Peri-peri chicken

Peri-peri chicken

Ben's BBQ Bible
Billy Law

Cooked with a touch of smokiness, I think this recipe is one of the best barbecue chicken dishes in the world. It has Portuguese roots and is common throughout Africa due to Portugal’s colonial interests. Peri-peri is the name used for the African bird’s eye chilli, and in marinades it usually refers to a beautiful blend of paprika and other spices, combined with the acidity of lime or vinegar. It doesn’t have to be outrageously hot.

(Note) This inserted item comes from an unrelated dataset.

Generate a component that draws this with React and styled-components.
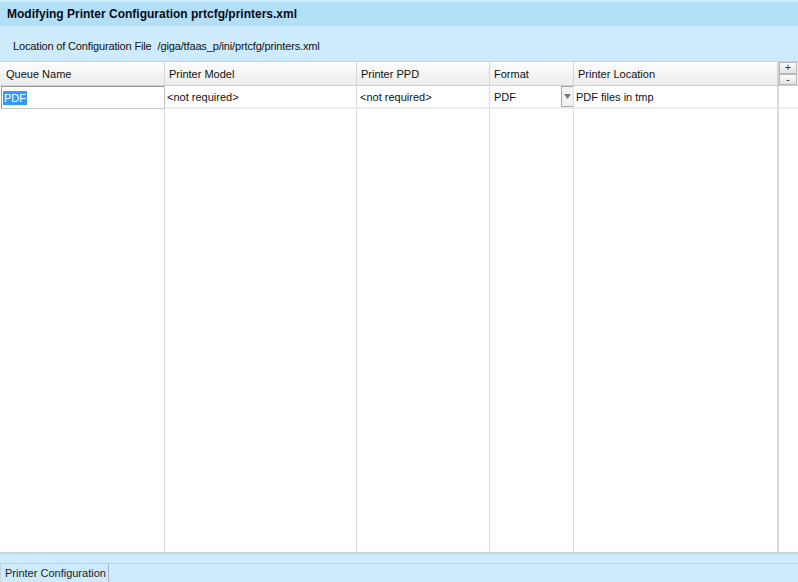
import React from "react";
import styled, { createGlobalStyle } from "styled-components";

const GlobalStyle = createGlobalStyle`
  html, body {
    margin: 0;
    padding: 0;
  }
  body {
    font-family: "Liberation Sans", Arial, sans-serif;
    background: #cdebfc;
    color: #000;
  }
`;

const columns = [
  { title: "Queue Name", width: 165, pad: 6 },
  { title: "Printer Model", width: 192, pad: 4 },
  { title: "Printer PPD", width: 133, pad: 4 },
  { title: "Format", width: 84, pad: 4 },
  { title: "Printer Location", width: 204, pad: 4 },
];

const gridCols = columns.map((c) => `${c.width}px`).join(" ") + " 1fr";

export default function App() {
  return (
    <Page>
      <GlobalStyle />
      <TitleBar>Modifying Printer Configuration prtcfg/printers.xml</TitleBar>
      <LocationRow>
        <span>Location of Configuration File</span>
        <span>/giga/tfaas_p/ini/prtcfg/printers.xml</span>
      </LocationRow>
      <Table>
        {columns.map((c) => (
          <HeadCell key={c.title} $pad={c.pad}>
            {c.title}
          </HeadCell>
        ))}
        <HeadCell $tools>
          <SmallButton>+</SmallButton>
          <SmallButton>-</SmallButton>
        </HeadCell>

        <Cell $edit>
          <Selected>PDF</Selected>
        </Cell>
        <Cell>&lt;not required&gt;</Cell>
        <Cell $pad={3}>&lt;not required&gt;</Cell>
        <Cell $pad={4}>
          <span>PDF</span>
          <DropArrow>
            <svg width="7" height="5" viewBox="0 0 7 5">
              <path d="M0 0 H7 L3.5 5 Z" fill="#777" />
            </svg>
          </DropArrow>
        </Cell>
        <Cell $pad={2}>PDF files in tmp</Cell>
        <Cell $last />

        {columns.map((c) => (
          <Filler key={c.title} />
        ))}
        <Filler $last />
      </Table>
      <TabBar>
        <Tab>Printer Configuration</Tab>
      </TabBar>
    </Page>
  );
}

const Page = styled.div`
  display: flex;
  flex-direction: column;
  width: 798px;
  height: 582px;
  overflow: hidden;
  background: #cdebfc;
`;

const TitleBar = styled.div`
  height: 24px;
  margin-top: 2px;
  background: #b2dff6;
  display: flex;
  align-items: center;
  padding-left: 7px;
  font-size: 12px;
  font-weight: bold;
  color: #0a0a1a;
`;

const LocationRow = styled.div`
  height: 35px;
  box-sizing: border-box;
  padding: 4px 0 0 13px;
  display: flex;
  align-items: center;
  gap: 6px;
  font-size: 11px;
  letter-spacing: -0.15px;
  color: #111;
`;

const Table = styled.div`
  flex: 1;
  display: grid;
  grid-template-columns: ${gridCols};
  grid-template-rows: 24px 23px 1fr;
  background: #fff;
  border-top: 1px solid #c6d4dc;
  border-bottom: 2px solid #c9d3d9;
  font-size: 11px;
`;

const HeadCell = styled.div`
  display: flex;
  align-items: center;
  padding-left: ${(p) => p.$pad ?? 4}px;
  background: linear-gradient(#fdfdfd, #ececec);
  border-right: 1px solid #d6d6d6;
  border-bottom: 1px solid #d0d0d0;
  color: #111;
  ${(p) =>
    p.$tools &&
    `
    flex-direction: column;
    align-items: flex-end;
    justify-content: center;
    padding: 0 1px 0 0;
    border-right: none;
    background: #f4f4f4;
    border-left: 1px solid #cfcfcf;
  `}
`;

const SmallButton = styled.div`
  width: 16px;
  height: 10px;
  border: 1px solid #b8b8b8;
  background: linear-gradient(#fafafa, #e2e2e2);
  font-size: 10px;
  line-height: 9px;
  text-align: center;
  color: #333;
`;

const Cell = styled.div`
  position: relative;
  display: flex;
  align-items: center;
  padding-left: ${(p) => p.$pad ?? 2}px;
  border-right: 1px solid #dcdcdc;
  border-bottom: 2px solid #ececec;
  color: #111;
  ${(p) =>
    p.$edit &&
    `
    margin-left: 1px;
    padding-left: 1px;
    border: 1px solid #9a9a9a;
    border-right-color: #c4c4c4;
    border-bottom-color: #c4c4c4;
  `}
  ${(p) => p.$last && `border-right: none; border-left: 1px solid #d8d8d8;`}
`;

const Selected = styled.span`
  background: #3399ff;
  color: #fff;
  padding: 0 1px;
  line-height: 14px;
`;

const DropArrow = styled.span`
  position: absolute;
  right: 0;
  top: 0;
  bottom: 0;
  width: 11px;
  border: 1px solid #a8a8a8;
  border-right: none;
  background: #f2f2f2;
  display: flex;
  align-items: center;
  justify-content: center;
`;

const Filler = styled.div`
  border-right: 1px solid #dcdcdc;
  ${(p) => p.$last && `border-right: none; border-left: 1px solid #d8d8d8;`}
`;

const TabBar = styled.div`
  margin-top: 9px;
  height: 18px;
  border-top: 1px solid #b9d4e4;
  display: flex;
`;

const Tab = styled.div`
  display: flex;
  align-items: center;
  padding: 0 2px 0 4px;
  font-size: 11px;
  color: #222;
  background: #cdebfc;
  border-right: 1px solid #a9b9c3;
  border-left: 1px solid #c3d3dd;
`;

The peri-peri marinade will keep for up to a week if stored in an airtight container.


Quantity Ingredient
12 chicken thighs, bone in, trimmed of excess fat
2 tablespoons olive oil
3 limes, cut into wedges
1 quantity Aïoli

Peri-peri marinade

Quantity Ingredient
2-3 scotch bonnet or other hot chillies, roughly chopped
4 long red chillies, roughly chopped
2 teaspoons sea salt
2 garlic cloves, crushed
5cm piece fresh ginger, roughly chopped
2 teaspoons ground coriander
1/2 teaspoon ground cinnamon
1 teaspoon ground paprika
100ml white wine vinegar
2 teaspoons chopped oregano

To smoke

Quantity Ingredient
1 branch bay leaves
1 large bunch rosemary
1 large bunch curly or flat-leaf parsley
1 bunch thyme
1 bunch sage


  1. To make the marinade, place the chopped chillies and salt in a mortar or food processor and make a paste.
  2. Add the garlic, ginger and spices, and pound or grind to a paste. Add the vinegar and oregano.
  3. Make two or three slashes in each chicken thigh, cutting to the bone.
  4. Add the chicken to the marinade. Marinate in the refrigerator overnight, or for a minimum of 3 hours.
  5. Remove the chicken from the refrigerator and allow it to come to room temperature.
  6. Prepare your barbecue for direct grilling over a medium heat. Barbecue the chicken thighs for 5–8 minutes, just to colour on each side, then remove from the heat. Wet your smoking herbs liberally and place them on the barbecue, arranging the chicken over the top. Continue to cook the chicken with the lid on until cooked through. This may take 20 minutes.
  7. When cooked, drizzle the chicken with olive oil and serve with the lime wedges and a spoonful of aïoli.